-- BEGIN Collected data --

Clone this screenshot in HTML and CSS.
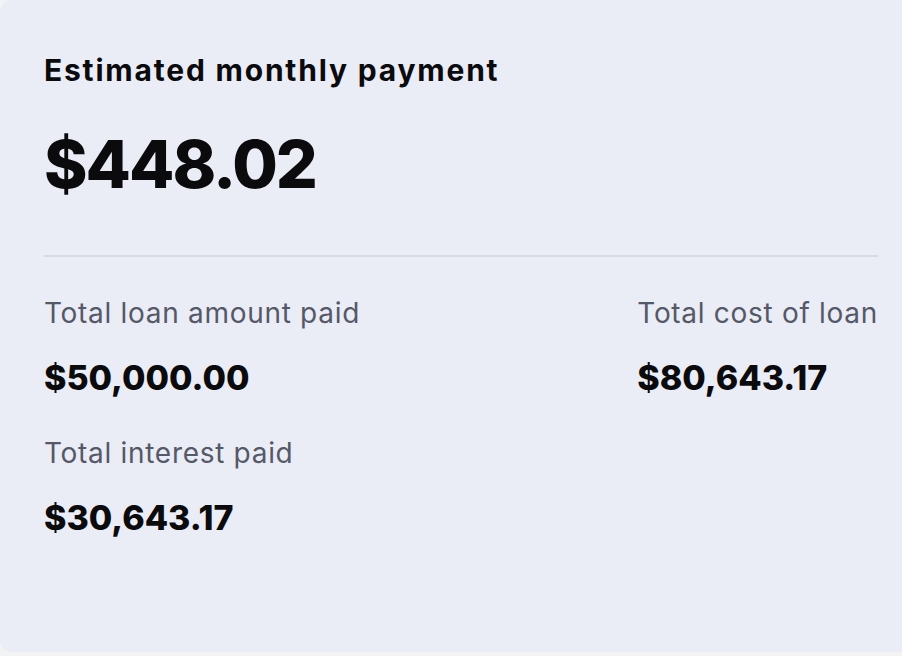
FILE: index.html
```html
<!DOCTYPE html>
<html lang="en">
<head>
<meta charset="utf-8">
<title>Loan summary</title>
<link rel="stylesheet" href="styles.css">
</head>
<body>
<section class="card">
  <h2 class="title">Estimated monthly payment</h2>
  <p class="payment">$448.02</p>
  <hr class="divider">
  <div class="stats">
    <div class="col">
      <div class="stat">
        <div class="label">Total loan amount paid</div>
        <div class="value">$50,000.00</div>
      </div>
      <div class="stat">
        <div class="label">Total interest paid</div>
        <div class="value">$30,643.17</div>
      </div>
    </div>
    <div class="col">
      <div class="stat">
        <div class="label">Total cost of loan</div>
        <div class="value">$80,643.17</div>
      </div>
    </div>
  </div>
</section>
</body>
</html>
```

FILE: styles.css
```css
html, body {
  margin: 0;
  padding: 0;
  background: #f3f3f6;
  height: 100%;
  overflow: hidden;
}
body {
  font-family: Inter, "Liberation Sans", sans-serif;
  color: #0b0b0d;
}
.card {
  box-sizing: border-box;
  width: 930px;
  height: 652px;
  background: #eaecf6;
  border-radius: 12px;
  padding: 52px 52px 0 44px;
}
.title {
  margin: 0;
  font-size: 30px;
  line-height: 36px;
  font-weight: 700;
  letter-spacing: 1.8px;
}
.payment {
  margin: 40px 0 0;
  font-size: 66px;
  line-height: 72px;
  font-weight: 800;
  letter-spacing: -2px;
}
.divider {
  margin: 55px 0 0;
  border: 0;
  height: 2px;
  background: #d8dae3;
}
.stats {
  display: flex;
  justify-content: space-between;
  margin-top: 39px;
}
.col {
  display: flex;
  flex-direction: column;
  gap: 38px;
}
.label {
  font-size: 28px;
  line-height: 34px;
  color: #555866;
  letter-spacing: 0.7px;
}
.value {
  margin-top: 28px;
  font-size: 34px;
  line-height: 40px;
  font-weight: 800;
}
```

-- END Collected data --

- What to work on:
Copy the data exactly. Any picture it contains is to be omitted.

- Response for this exercise:
Clone this screenshot in HTML and CSS.
FILE: index.html
```html
<!DOCTYPE html>
<html lang="en">
<head>
<meta charset="utf-8">
<title>Loan summary</title>
<link rel="stylesheet" href="styles.css">
</head>
<body>
<section class="card">
  <h2 class="title">Estimated monthly payment</h2>
  <p class="payment">$448.02</p>
  <hr class="divider">
  <div class="stats">
    <div class="col">
      <div class="stat">
        <div class="label">Total loan amount paid</div>
        <div class="value">$50,000.00</div>
      </div>
      <div class="stat">
        <div class="label">Total interest paid</div>
        <div class="value">$30,643.17</div>
      </div>
    </div>
    <div class="col">
      <div class="stat">
        <div class="label">Total cost of loan</div>
        <div class="value">$80,643.17</div>
      </div>
    </div>
  </div>
</section>
</body>
</html>
```

FILE: styles.css
```css
html, body {
  margin: 0;
  padding: 0;
  background: #f3f3f6;
  height: 100%;
  overflow: hidden;
}
body {
  font-family: Inter, "Liberation Sans", sans-serif;
  color: #0b0b0d;
}
.card {
  box-sizing: border-box;
  width: 930px;
  height: 652px;
  background: #eaecf6;
  border-radius: 12px;
  padding: 52px 52px 0 44px;
}
.title {
  margin: 0;
  font-size: 30px;
  line-height: 36px;
  font-weight: 700;
  letter-spacing: 1.8px;
}
.payment {
  margin: 40px 0 0;
  font-size: 66px;
  line-height: 72px;
  font-weight: 800;
  letter-spacing: -2px;
}
.divider {
  margin: 55px 0 0;
  border: 0;
  height: 2px;
  background: #d8dae3;
}
.stats {
  display: flex;
  justify-content: space-between;
  margin-top: 39px;
}
.col {
  display: flex;
  flex-direction: column;
  gap: 38px;
}
.label {
  font-size: 28px;
  line-height: 34px;
  color: #555866;
  letter-spacing: 0.7px;
}
.value {
  margin-top: 28px;
  font-size: 34px;
  line-height: 40px;
  font-weight: 800;
}
```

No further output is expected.